Front-end source files:
++++++++++

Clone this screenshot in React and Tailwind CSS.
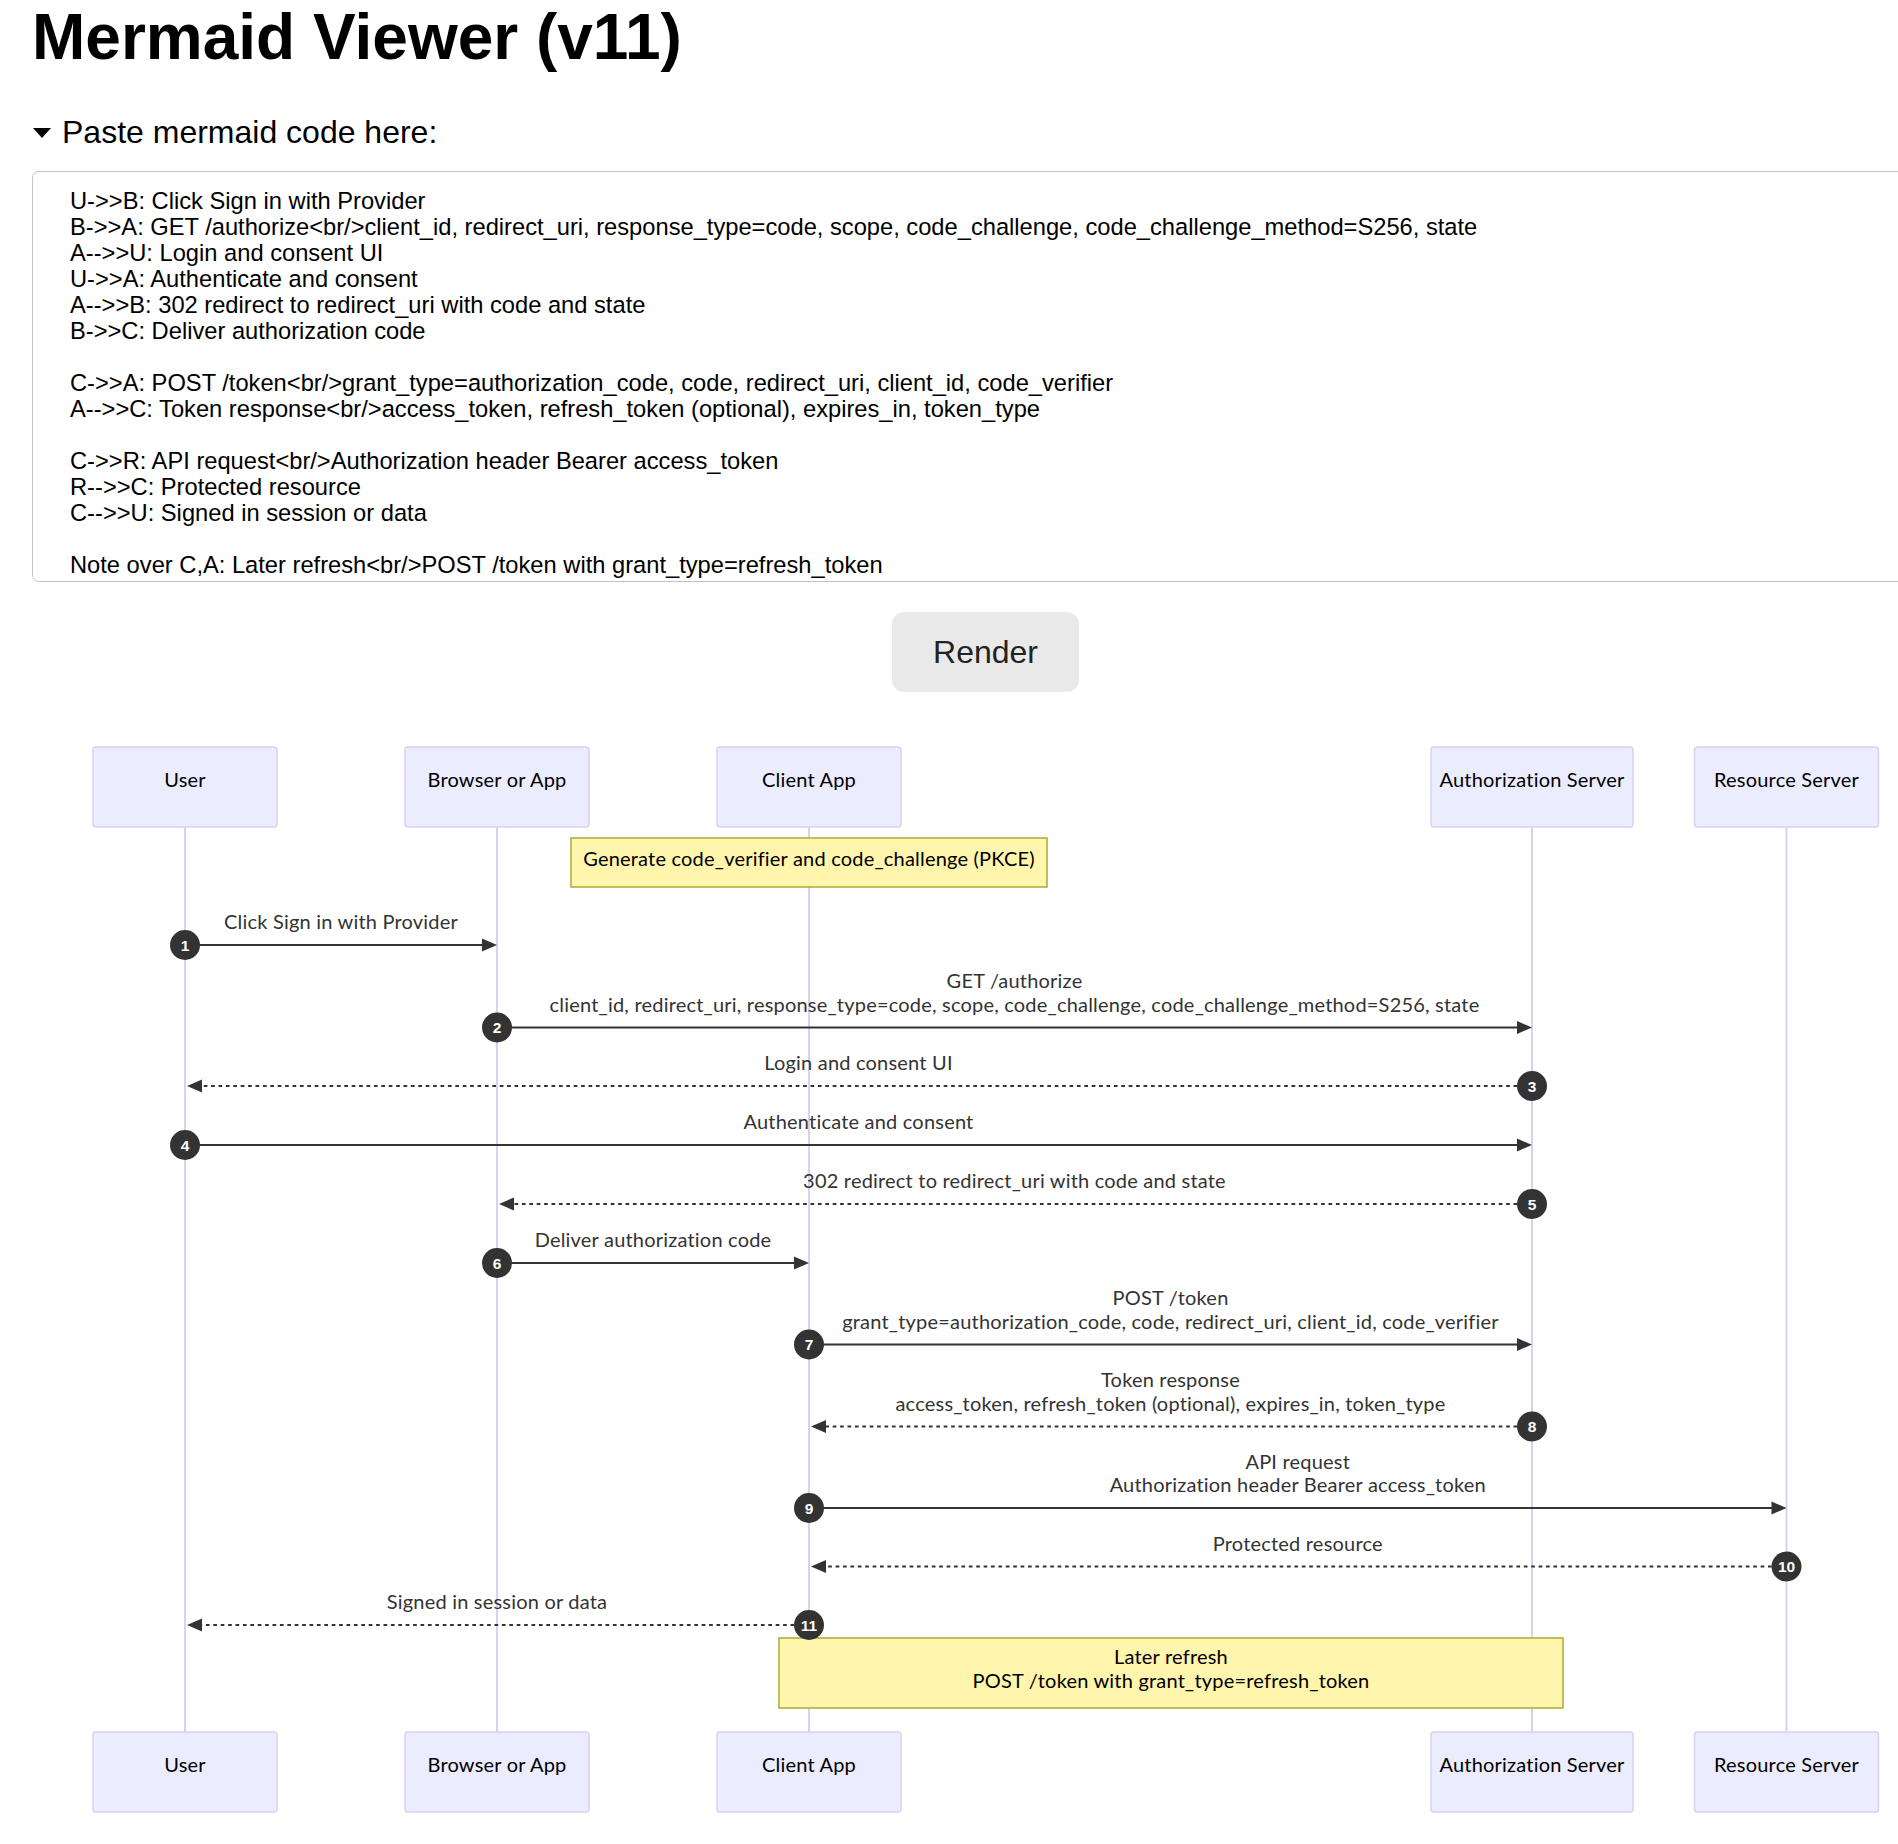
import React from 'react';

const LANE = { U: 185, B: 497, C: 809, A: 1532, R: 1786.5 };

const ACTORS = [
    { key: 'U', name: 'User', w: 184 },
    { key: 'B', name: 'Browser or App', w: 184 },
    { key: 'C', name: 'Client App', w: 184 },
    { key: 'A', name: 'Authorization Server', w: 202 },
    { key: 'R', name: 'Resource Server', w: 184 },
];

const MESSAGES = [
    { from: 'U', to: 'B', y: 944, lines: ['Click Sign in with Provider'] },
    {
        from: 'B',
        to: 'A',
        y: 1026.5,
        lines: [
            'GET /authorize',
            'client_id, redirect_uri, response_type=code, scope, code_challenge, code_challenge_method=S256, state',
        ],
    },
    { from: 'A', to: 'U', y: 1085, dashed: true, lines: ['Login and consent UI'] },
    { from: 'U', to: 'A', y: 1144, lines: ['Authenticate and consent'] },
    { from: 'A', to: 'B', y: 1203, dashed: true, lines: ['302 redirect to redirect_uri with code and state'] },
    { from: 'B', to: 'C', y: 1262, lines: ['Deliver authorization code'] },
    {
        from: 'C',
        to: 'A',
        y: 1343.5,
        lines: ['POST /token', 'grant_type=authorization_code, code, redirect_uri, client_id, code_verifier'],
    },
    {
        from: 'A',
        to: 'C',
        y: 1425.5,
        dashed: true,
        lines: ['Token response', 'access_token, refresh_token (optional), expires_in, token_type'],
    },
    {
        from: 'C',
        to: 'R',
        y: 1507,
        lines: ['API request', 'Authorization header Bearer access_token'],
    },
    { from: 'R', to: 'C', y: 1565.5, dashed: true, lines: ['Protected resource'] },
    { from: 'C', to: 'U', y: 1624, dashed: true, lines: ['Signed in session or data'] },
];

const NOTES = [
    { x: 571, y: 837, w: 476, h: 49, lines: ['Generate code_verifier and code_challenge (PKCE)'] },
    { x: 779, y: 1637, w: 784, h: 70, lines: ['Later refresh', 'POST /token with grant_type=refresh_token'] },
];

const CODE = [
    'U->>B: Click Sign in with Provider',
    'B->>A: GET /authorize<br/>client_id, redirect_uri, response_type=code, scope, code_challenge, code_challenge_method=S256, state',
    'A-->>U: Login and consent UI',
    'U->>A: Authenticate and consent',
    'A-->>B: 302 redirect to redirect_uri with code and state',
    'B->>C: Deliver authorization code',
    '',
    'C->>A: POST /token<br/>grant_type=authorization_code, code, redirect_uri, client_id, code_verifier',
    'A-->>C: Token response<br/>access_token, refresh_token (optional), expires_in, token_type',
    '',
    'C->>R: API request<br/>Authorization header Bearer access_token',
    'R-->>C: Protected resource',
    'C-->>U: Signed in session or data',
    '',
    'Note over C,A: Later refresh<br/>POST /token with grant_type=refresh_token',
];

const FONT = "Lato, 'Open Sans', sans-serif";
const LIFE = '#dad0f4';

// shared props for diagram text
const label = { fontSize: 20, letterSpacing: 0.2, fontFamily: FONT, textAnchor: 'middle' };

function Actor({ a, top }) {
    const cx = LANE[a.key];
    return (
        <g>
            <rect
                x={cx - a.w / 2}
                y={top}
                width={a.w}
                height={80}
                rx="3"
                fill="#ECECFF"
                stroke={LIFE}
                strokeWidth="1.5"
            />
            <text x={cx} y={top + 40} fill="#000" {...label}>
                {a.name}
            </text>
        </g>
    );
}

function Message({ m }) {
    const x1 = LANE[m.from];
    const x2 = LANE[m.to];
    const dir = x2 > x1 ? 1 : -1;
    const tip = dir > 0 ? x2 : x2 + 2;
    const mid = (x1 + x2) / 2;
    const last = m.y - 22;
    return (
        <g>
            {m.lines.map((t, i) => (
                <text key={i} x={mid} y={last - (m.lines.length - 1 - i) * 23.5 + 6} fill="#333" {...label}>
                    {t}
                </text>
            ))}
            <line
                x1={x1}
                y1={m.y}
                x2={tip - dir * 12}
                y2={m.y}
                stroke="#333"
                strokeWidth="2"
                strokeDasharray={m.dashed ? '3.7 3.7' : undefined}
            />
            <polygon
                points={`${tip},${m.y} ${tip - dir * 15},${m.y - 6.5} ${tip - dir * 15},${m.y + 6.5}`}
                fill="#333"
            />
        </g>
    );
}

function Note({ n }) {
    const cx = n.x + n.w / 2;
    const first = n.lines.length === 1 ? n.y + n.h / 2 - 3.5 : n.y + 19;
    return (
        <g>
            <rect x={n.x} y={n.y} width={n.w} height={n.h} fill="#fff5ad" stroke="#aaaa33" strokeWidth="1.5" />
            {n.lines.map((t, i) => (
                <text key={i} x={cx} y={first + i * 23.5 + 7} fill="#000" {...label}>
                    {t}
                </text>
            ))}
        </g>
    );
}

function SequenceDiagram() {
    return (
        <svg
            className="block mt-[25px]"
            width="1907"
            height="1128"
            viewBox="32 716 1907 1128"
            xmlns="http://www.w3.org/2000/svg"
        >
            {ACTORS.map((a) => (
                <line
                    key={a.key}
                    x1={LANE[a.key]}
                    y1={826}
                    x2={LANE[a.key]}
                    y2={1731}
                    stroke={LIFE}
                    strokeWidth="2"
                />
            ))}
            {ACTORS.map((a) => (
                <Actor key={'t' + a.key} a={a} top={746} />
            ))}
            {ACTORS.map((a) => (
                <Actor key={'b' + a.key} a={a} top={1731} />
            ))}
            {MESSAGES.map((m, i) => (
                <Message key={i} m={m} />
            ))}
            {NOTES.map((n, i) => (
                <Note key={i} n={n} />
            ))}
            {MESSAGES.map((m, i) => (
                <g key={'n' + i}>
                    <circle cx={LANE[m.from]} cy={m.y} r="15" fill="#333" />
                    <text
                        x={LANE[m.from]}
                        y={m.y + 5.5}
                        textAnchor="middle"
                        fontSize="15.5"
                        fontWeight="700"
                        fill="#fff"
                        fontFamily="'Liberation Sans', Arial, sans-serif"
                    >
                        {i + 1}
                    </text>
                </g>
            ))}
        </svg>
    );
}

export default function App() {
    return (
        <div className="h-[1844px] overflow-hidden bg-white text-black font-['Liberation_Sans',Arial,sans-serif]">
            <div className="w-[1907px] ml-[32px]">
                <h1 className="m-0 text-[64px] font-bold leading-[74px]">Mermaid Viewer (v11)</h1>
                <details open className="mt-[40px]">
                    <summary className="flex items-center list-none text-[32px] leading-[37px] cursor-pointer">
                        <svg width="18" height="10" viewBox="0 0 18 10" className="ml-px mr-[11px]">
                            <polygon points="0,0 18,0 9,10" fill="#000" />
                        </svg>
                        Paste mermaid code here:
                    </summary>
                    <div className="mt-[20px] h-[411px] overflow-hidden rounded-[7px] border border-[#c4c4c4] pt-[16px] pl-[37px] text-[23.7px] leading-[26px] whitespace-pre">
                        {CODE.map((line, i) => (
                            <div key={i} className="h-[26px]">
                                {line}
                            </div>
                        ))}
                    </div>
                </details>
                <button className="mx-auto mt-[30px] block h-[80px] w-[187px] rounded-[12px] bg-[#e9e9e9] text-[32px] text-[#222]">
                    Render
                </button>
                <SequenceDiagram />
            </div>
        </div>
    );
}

++++++++++

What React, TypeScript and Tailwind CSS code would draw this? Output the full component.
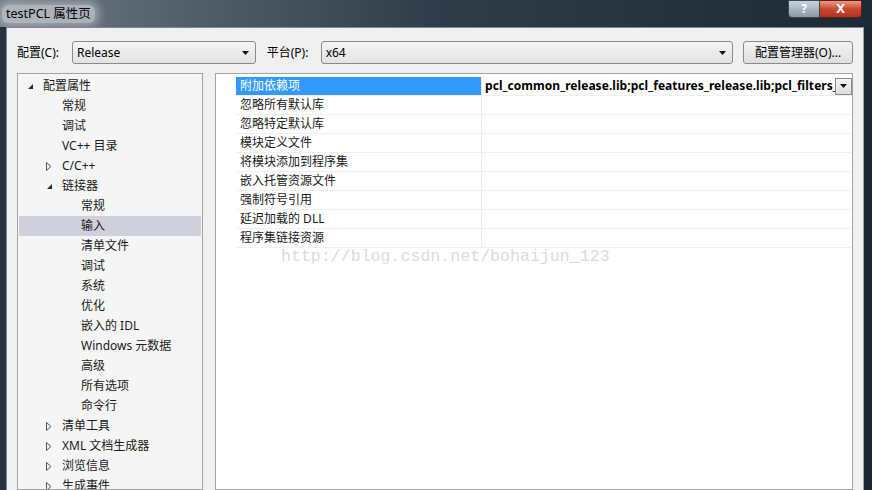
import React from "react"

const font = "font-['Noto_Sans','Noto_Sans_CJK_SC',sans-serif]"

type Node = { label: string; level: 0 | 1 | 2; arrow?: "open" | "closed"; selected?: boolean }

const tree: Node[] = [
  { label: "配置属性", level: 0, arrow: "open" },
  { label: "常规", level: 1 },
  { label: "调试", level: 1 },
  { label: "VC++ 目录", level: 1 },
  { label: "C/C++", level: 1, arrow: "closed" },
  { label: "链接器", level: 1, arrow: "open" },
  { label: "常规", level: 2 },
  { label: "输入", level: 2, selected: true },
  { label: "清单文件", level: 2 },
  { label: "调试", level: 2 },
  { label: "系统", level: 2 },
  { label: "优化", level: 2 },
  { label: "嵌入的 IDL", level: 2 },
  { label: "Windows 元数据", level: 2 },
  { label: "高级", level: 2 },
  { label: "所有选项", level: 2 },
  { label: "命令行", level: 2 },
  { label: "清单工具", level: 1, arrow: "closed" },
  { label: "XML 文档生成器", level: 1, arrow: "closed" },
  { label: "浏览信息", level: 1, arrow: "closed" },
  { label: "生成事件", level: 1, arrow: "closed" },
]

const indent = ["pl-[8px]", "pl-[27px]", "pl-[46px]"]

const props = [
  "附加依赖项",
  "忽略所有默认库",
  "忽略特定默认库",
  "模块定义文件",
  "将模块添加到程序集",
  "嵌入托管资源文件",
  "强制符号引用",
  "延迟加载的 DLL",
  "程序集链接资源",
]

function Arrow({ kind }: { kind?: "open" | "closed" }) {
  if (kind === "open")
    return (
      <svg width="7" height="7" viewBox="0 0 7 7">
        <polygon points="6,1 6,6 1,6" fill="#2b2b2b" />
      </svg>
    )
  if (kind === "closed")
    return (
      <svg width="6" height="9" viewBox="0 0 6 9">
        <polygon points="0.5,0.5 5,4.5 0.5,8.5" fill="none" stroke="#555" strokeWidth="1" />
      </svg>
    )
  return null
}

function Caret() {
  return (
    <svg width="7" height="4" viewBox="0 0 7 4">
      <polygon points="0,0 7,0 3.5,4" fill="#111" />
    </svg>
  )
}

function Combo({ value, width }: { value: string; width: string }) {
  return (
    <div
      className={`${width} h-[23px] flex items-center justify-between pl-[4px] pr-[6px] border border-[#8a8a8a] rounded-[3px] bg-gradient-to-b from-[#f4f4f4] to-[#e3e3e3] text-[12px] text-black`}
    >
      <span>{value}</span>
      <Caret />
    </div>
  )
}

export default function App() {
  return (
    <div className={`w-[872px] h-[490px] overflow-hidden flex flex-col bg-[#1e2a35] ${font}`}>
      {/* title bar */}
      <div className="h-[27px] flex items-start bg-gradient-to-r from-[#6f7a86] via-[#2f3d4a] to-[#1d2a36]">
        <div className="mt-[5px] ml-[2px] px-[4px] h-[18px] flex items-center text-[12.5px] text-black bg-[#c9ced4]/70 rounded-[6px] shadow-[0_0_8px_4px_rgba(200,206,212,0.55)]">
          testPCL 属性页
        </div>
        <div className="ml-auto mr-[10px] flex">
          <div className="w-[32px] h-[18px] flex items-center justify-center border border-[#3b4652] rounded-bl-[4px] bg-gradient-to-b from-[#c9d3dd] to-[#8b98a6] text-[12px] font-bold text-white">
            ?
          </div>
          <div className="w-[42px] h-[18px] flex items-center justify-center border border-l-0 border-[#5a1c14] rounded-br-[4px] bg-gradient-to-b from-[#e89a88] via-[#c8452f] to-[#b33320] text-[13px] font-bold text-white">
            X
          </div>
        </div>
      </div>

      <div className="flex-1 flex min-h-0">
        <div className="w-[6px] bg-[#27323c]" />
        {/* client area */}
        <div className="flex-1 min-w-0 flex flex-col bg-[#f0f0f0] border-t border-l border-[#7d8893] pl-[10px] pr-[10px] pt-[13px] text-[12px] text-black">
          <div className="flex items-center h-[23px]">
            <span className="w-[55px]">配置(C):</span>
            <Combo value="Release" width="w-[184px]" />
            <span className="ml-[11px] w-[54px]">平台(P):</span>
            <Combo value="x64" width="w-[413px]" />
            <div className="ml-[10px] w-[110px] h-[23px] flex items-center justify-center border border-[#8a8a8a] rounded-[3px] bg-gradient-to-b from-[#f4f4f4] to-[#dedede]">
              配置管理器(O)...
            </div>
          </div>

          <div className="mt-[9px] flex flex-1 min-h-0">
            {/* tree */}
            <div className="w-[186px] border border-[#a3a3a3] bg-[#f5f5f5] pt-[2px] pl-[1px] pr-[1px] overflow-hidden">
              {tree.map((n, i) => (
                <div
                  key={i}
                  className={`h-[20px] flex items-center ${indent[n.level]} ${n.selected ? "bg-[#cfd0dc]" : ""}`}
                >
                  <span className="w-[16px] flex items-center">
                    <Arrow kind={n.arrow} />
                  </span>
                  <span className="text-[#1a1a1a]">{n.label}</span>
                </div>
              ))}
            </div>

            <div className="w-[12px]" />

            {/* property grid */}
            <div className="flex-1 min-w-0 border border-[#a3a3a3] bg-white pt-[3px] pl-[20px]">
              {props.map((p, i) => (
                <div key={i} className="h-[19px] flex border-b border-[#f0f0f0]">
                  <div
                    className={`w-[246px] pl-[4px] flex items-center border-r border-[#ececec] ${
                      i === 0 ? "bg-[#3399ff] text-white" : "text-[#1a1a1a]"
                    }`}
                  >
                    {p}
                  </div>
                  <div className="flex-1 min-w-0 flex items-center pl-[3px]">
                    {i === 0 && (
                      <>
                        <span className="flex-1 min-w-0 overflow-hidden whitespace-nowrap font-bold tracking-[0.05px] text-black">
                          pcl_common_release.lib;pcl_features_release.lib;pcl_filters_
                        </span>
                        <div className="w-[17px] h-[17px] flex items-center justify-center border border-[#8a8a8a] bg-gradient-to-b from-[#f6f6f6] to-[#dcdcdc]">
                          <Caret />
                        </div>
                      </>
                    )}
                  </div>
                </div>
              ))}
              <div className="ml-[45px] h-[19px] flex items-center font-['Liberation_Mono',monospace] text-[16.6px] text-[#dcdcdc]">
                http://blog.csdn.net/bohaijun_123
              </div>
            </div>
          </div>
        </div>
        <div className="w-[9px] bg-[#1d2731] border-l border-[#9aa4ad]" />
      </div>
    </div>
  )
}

++++++++++

# Given problem:
Read the data above. Pull out each line in which the string "React" appears.

# Reply to the task:
Clone this screenshot in React and Tailwind CSS.
import React from 'react';
What React, TypeScript and Tailwind CSS code would draw this? Output the full component.
import React from "react"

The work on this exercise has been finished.